Justice Department indicts two Iranians accused of stealing sensitive data in multiple countries

The Justice Department on Wednesday announced indictments against two Iranian nationals for allegedly targeting and stealing sensitive data from groups in the United States, Europe and the Middle East, in some cases with Iranian government support. 

Hooman Heidarian and Mehdi Farhadin are accused of stealing hundreds of terabytes of data, in some cases at the direction of Tehran, beginning in 2013 from groups including American and foreign universities, a Washington, D.C.-based think tank, a defense contractor, an aerospace organization and other groups seen as adversarial to Iran.

Heidarian and Farhadi are alleged to have stolen data including communications on national security, foreign policy intelligence, nuclear information, human rights activism and financial information. 

According to the Department of Justice, the targeting affiliated with the Iranian government included hacking computer systems connected to Iranian dissidents, human rights groups and opposition leaders. 

The two are also accused of vandalizing websites through defacing them with pro-Iranian government messages and are alleged to have used multiple methods to gain access to networks, including developing a botnet to spread malware viruses and spam their targets. 

They were indicted on ten counts to commit fraud, access to unauthorized computers and identity theft, among others. The charges carry potential prison sentences of several decades added together. The defendants are currently at large. 

“We will not bring the rule of law to cyberspace until governments refuse to provide safe harbor for criminal hacking within their borders,” Assistant Attorney General for National Security John Demers said in a statement on Wednesday. “Unfortunately, our cases demonstrate that at least four nations — Iran, China, Russia and North Korea — will allow criminal hackers to victimize individuals and companies from around the world, as long as these hackers will also work for that country’s government — gathering information on human rights activists, dissidents and others of intelligence interest.”

“Today’s defendants will now learn that such service to the Iranian regime is not an asset, but a criminal yoke that they will now carry until the day they are brought to justice,” Demers added. 

Many of the computer networks targeted were based in New Jersey. U.S. Attorney for the District of New Jersey Craig Carpenito said Wednesday in a separate statement that the “brazen” infiltration of computer systems “threatens our national security, and as a result, these defendants are wanted by the FBI and are considered fugitives from justice.”

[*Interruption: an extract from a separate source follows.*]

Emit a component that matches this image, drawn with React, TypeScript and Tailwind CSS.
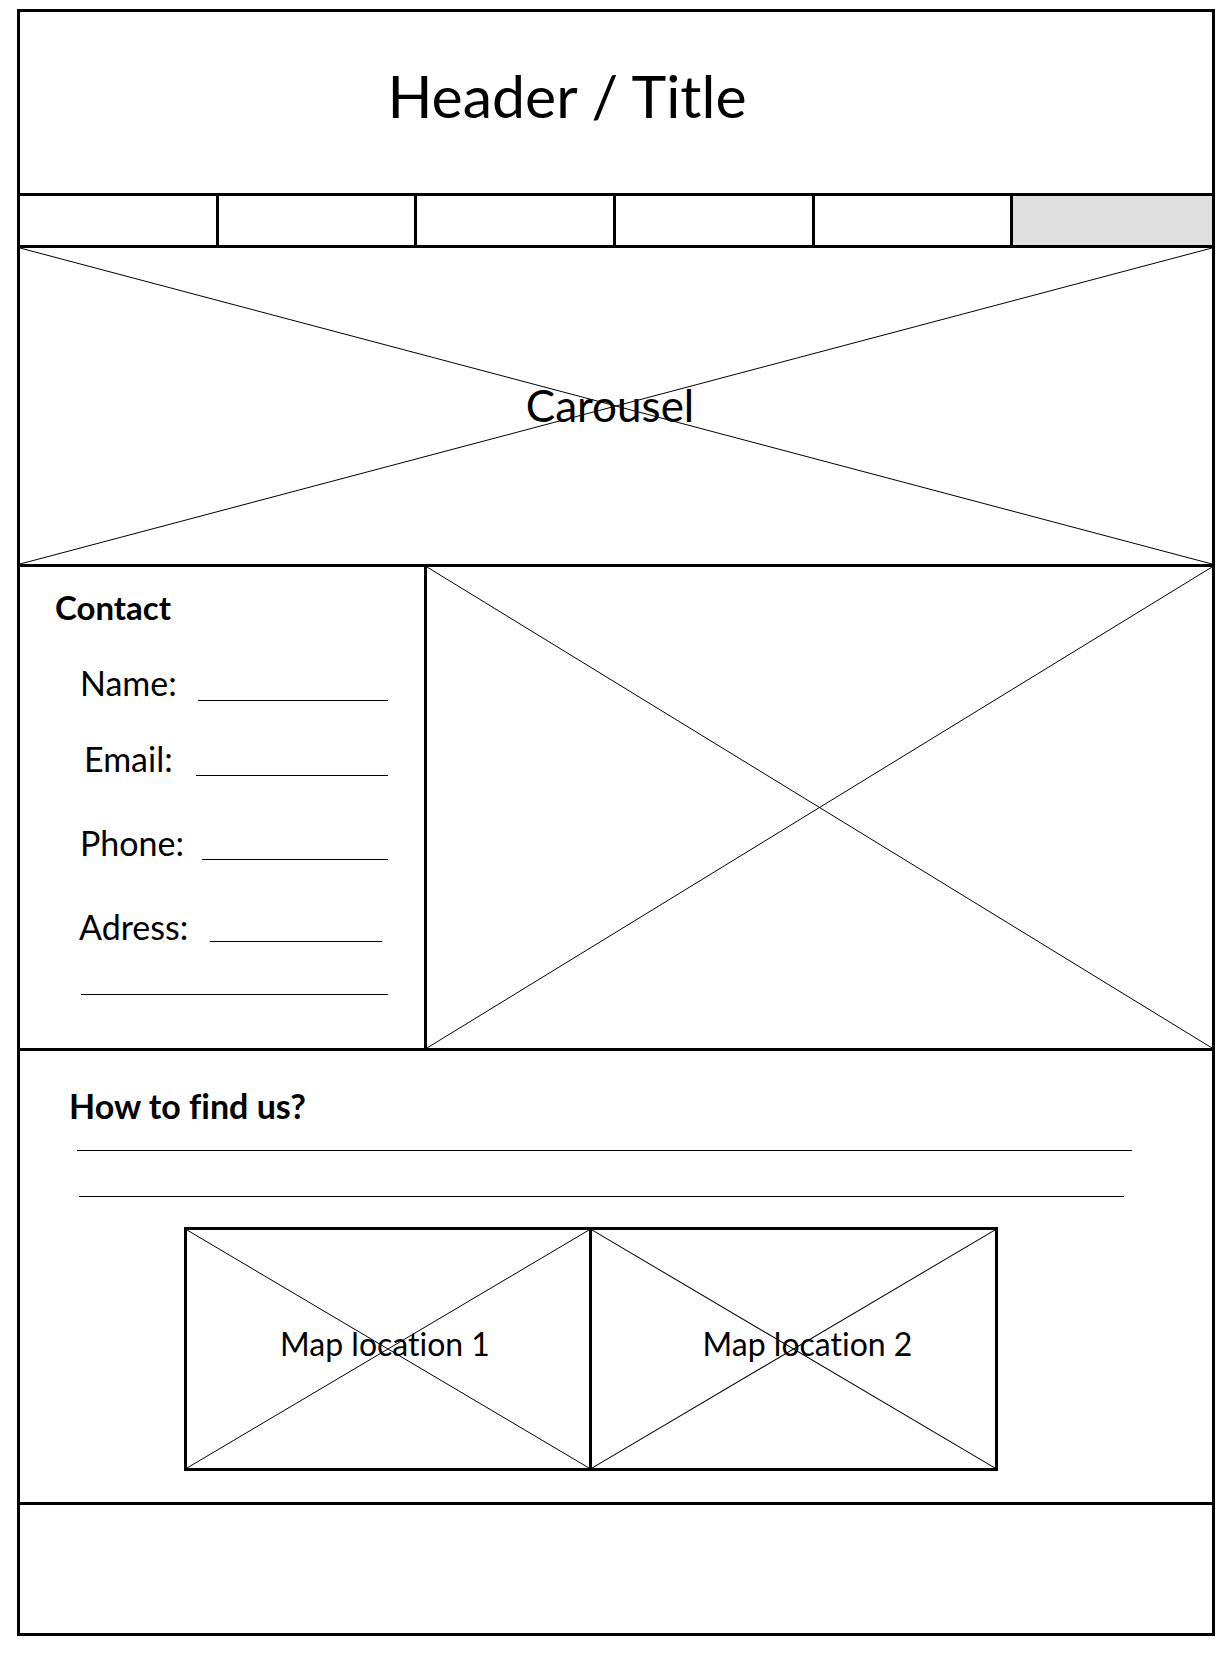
const font = { fontFamily: "Lato, 'Open Sans', sans-serif" };

function Cross() {
  return (
    <svg className="absolute inset-0 h-full w-full" viewBox="0 0 100 100" preserveAspectRatio="none">
      <line x1="0" y1="0" x2="100" y2="100" stroke="black" strokeWidth="1" vectorEffect="non-scaling-stroke" />
      <line x1="0" y1="100" x2="100" y2="0" stroke="black" strokeWidth="1" vectorEffect="non-scaling-stroke" />
    </svg>
  );
}

function Field({ label, ml, box, line, lineTop }: { label: string; ml: number; box: number; line: number; lineTop: string }) {
  return (
    <div className="flex" style={{ marginLeft: ml }}>
      <span className="text-[34px] leading-none" style={{ width: box }}>{label}</span>
      <div className={`h-px bg-black ${lineTop}`} style={{ width: line }} />
    </div>
  );
}

export default function App() {
  return (
    <div className="min-h-[1656px] bg-white pl-[17px] pt-[9px] text-black [font-variant-ligatures:none]" style={font}>
      <div className="w-[1198px] border-[3px] border-black">
        <header className="h-[181px] pr-[98px] pt-[54px] text-center">
          <h1 className="text-[59px] leading-none font-normal">Header / Title</h1>
        </header>

        <nav className="grid h-[55px] grid-cols-6 border-y-[3px] border-black">
          <div className="border-r-[3px] border-black" />
          <div className="border-r-[3px] border-black" />
          <div className="border-r-[3px] border-black" />
          <div className="border-r-[3px] border-black" />
          <div className="border-r-[3px] border-black" />
          <div className="bg-[#dfdfdf]" />
        </nav>

        <section className="relative flex h-[319px] items-center justify-center border-b-[3px] border-black pr-[12px] pb-[3px]">
          <Cross />
          <span className="relative text-[44px] leading-none">Carousel</span>
        </section>

        <section className="flex h-[484px] border-b-[3px] border-black">
          <div className="w-[407px] shrink-0 border-r-[3px] border-black pt-[24px]">
            <h2 className="ml-[35px] text-[33px] font-bold leading-none">Contact</h2>
            <div className="mt-[42px]">
              <Field label="Name:" ml={60} box={118} line={190} lineTop="mt-[34px]" />
            </div>
            <div className="mt-[41px]">
              <Field label="Email:" ml={64} box={112} line={192} lineTop="mt-[33px]" />
            </div>
            <div className="mt-[50px]">
              <Field label="Phone:" ml={60} box={122} line={186} lineTop="mt-[33px]" />
            </div>
            <div className="mt-[50px]">
              <Field label="Adress:" ml={59} box={131} line={172} lineTop="mt-[31px]" />
            </div>
            <div className="ml-[61px] mt-[50px] h-px w-[307px] bg-black" />
          </div>
          <div className="relative flex-1">
            <Cross />
          </div>
        </section>

        <section className="h-[454px] border-b-[3px] border-black pt-[38px]">
          <h2 className="ml-[49px] text-[34px] font-bold leading-none">How to find us?</h2>
          <div className="ml-[57px] mt-[27px] h-px w-[1055px] bg-black" />
          <div className="ml-[59px] mt-[45px] h-px w-[1045px] bg-black" />
          <div className="ml-[164px] mt-[30px] flex h-[244px]">
            <div className="relative flex w-[405px] items-center justify-center border-y-[3px] border-l-[3px] border-black pb-[10px] pr-[6px]">
              <Cross />
              <span className="relative text-[32px] leading-none">Map location 1</span>
            </div>
            <div className="relative flex w-[409px] items-center justify-center border-[3px] border-black pb-[10px] pl-[28px]">
              <Cross />
              <span className="relative text-[32px] leading-none">Map location 2</span>
            </div>
          </div>
        </section>

        <footer className="h-[128px]" />
      </div>
    </div>
  );
}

Iran is considered one of the most dangerous nations in cyberspace alongside Russia, China and North Korea, with federal agencies warning of an increase in cybersecurity threats from Iran earlier this year following the death of Iranian Gen. Qasem Soleimani in a U.S. military strike. 

The new indictments came a day after the DOJ announced charges against an Iranian national and a Palestinian national for allegedly targeting and defacing over 50 U.S. websites in retaliation for the death of Soleimani in January.